After the taking of Fort Duane, to which the new name of Pittsburgh was given, in compliment to the minister of the day, General Forbes resolved to search for the relics of Bradock’s army. As the European soldiers were not so well qualified to explore the forests, Captain West was appointed, with his company of American sharpshooters, to assist in the execution of this duty; and a party of Indian warriors, who had returned to the British interests, were requested to conduct him to the places where the bones of the slain were likely to be found. In this solemn and affecting duty several officers belonging to the 42d regiment accompanied the detachment, and with them Major Sir Peter Halket, who had lost his father and a brother in the fatal destruction of the army. It might have been thought a hopeless task that he should be able to discriminate their remains from the common relics of the other soldiers; but he was induced to think otherwise, as one of the Indian warriors assured him that he had seen an officer fall near a remarkable tree, which he thought he could still discover; informing him at the same time, that the incident was impressed on his memory by observing a young subaltern, who, in running to the officer’s assistance, was also shot dead on his reaching the spot, and fell across the other’s body. The Major had a mournful conviction in his own mind that the two officers were his father and brother, and, indeed, it was chiefly owing to his anxiety on the subject, that this pious expedition, the second of the kind that History records, was undertaken.
Captain West and his companions proceeded through the woods and along the banks of the river towards the scene of the battle. The Indians regarded the expedition as a religious service, and guided the troops with awe, and in profound silence. The soldiers were affected with sentiments not less serious; and as they explored the bewildering labyrinths of those vast forests, their hearts were often melted with inexpressible sorrow; for they frequently found skeletons lying across the trunks of fallen trees, a mournful proof to their imaginations that the men who sat there, had perished of hunger, in vainly attempting to find their way to the plantations. Sometimes their feelings were raised to the utmost pitch of horror by the sight of sculls and bones scattered on the ground–a certain indication that the bodies had been devoured by wild beasts; and in other places they saw the blackness of ashes amidst the relics,–the tremendous evidence of atrocious rites.

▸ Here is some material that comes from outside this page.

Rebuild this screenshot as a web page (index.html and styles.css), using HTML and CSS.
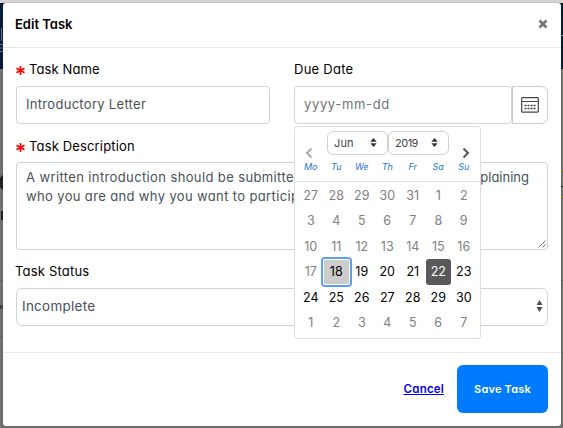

At length they reached a turn of the river not far from the principal scene of destruction, and the Indian who remembered the death of the two officers, stopped; the detachment also halted. He then looked around in quest of some object which might recall, distinctly, his recollection of the ground, and suddenly darted into the wood. The soldiers rested their arms without speaking. A shrill cry was soon after heard; and the other guides made signs for the troops to follow them towards the spot from which it came. In the course of a short time they reached the Indian warrior, who, by his cry, had announced to his companions that he had found the place where he was posted on the day of battle. As the troops approached, he pointed to the tree under which the officers had fallen. Captain West halted his men round the spot, and with Sir Peter Halket and the other officers, formed a circle, while the Indians removed the leaves which thickly covered the ground. The skeletons were found, as the Indian expected, lying across each other. The officers having looked at them some time, the Major said, that as his father had an artificial tooth, he thought he might be able to ascertain if they were indeed his bones and those of his brother. The Indians were, therefore, ordered to remove the skeleton of the youth, and to bring to view that of the old officer. This was immediately done, and after a short examination, Major Halket exclaimed, “It is my father!” and fell back into the arms of his companions. The pioneers then dug a grave, and the bones being laid in it together, a highland plaid was spread over them, and they were interred with the customary honours.

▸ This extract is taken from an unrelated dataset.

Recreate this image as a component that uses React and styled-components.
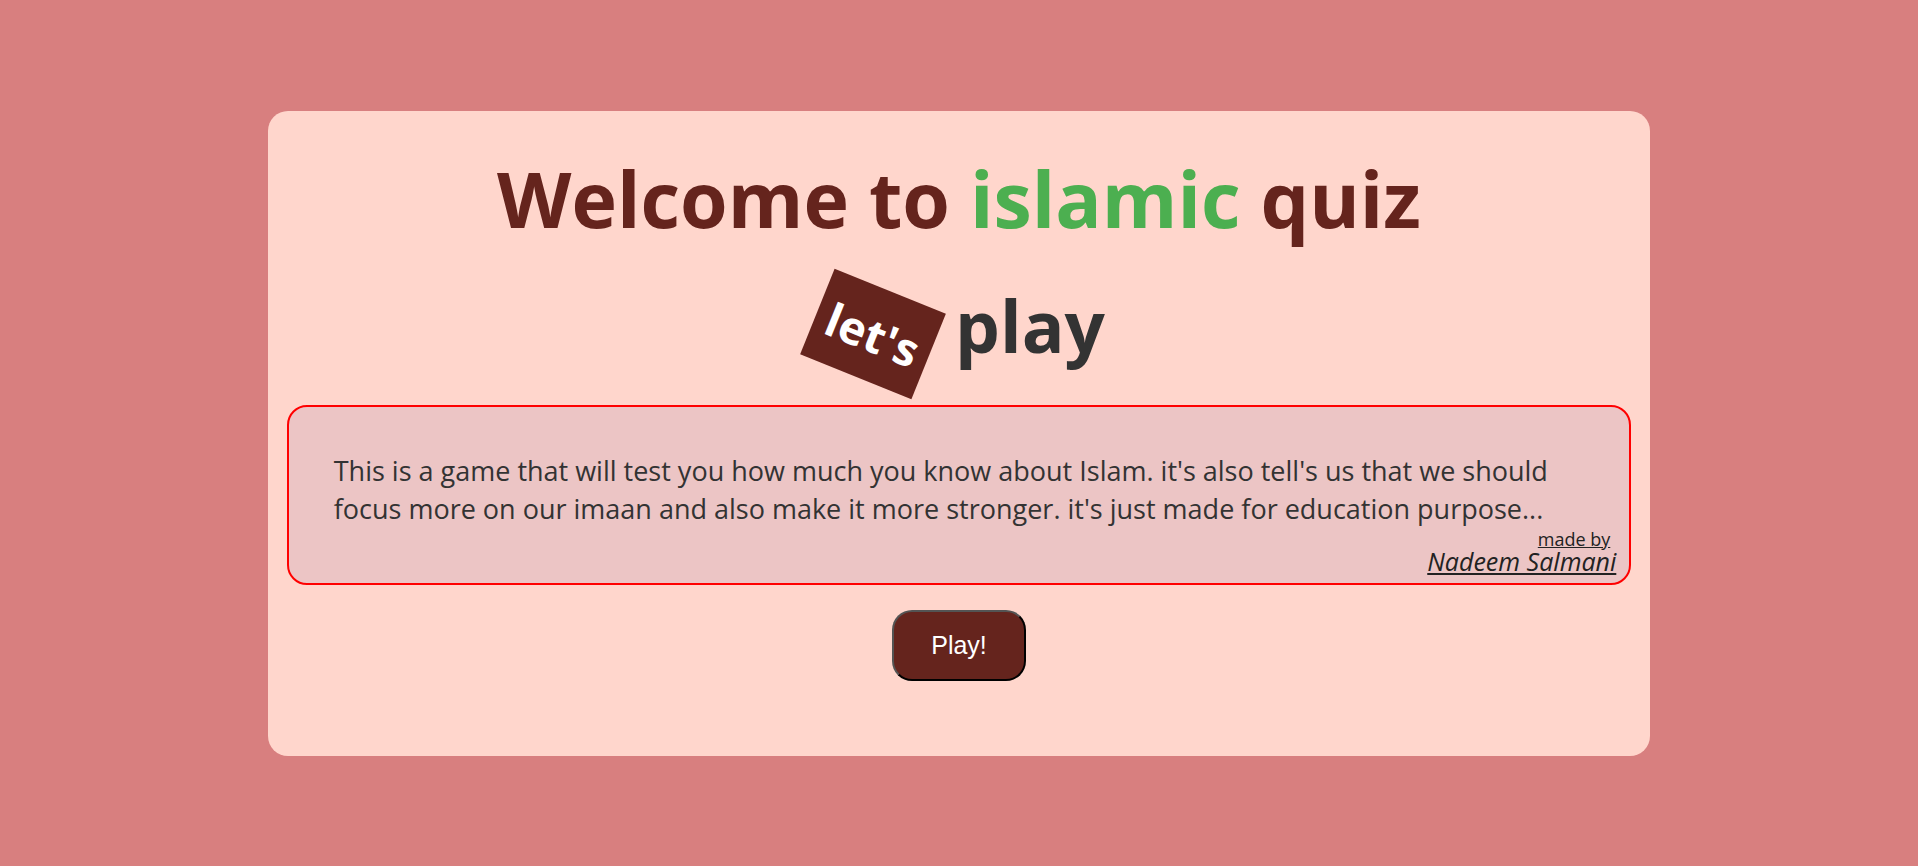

When Lord Grosvenor bought the picture of the death of Wolfe, Mr. West mentioned to him the finding of the bones of Bradock’s army as a pictorial subject capable of being managed with great effect. The gloom of the vast forest, the naked and simple Indians supporting the skeletons, the grief of the son on recognizing the relics of his father, the subdued melancholy of the spectators, and the picturesque garb of the Pennsylvanian sharpshooters, undoubtedly furnished topics capable of every effect which the pencil could bestow, or the imagination require in the treatment of so sublime a scene. His Lordship admitted, that in possessing so affecting an incident as the discovery of the bones of the Halkets, it was superior even to that of the search for the remains of the army of Varus; the transaction, however, being little known, and not recorded by any historian, he thought it would not be interesting to the public. Other engagements have since prevented Mr. West from attempting it on his own account. But it is necessary that the regular narrative should be resumed; for the military history of the Artist terminated when he was recalled home by the last illness of his mother, although the excitement which the events that led to it occasioned never lost its influence on his mind, especially that of the incident which has been described, and which has ever been present to his imagination as one of the most affecting occurrences, whether considered with respect to the feelings of the gentlemen most immediately interested in it, or with respect to the wild and solemn circumstances under which the service was performed.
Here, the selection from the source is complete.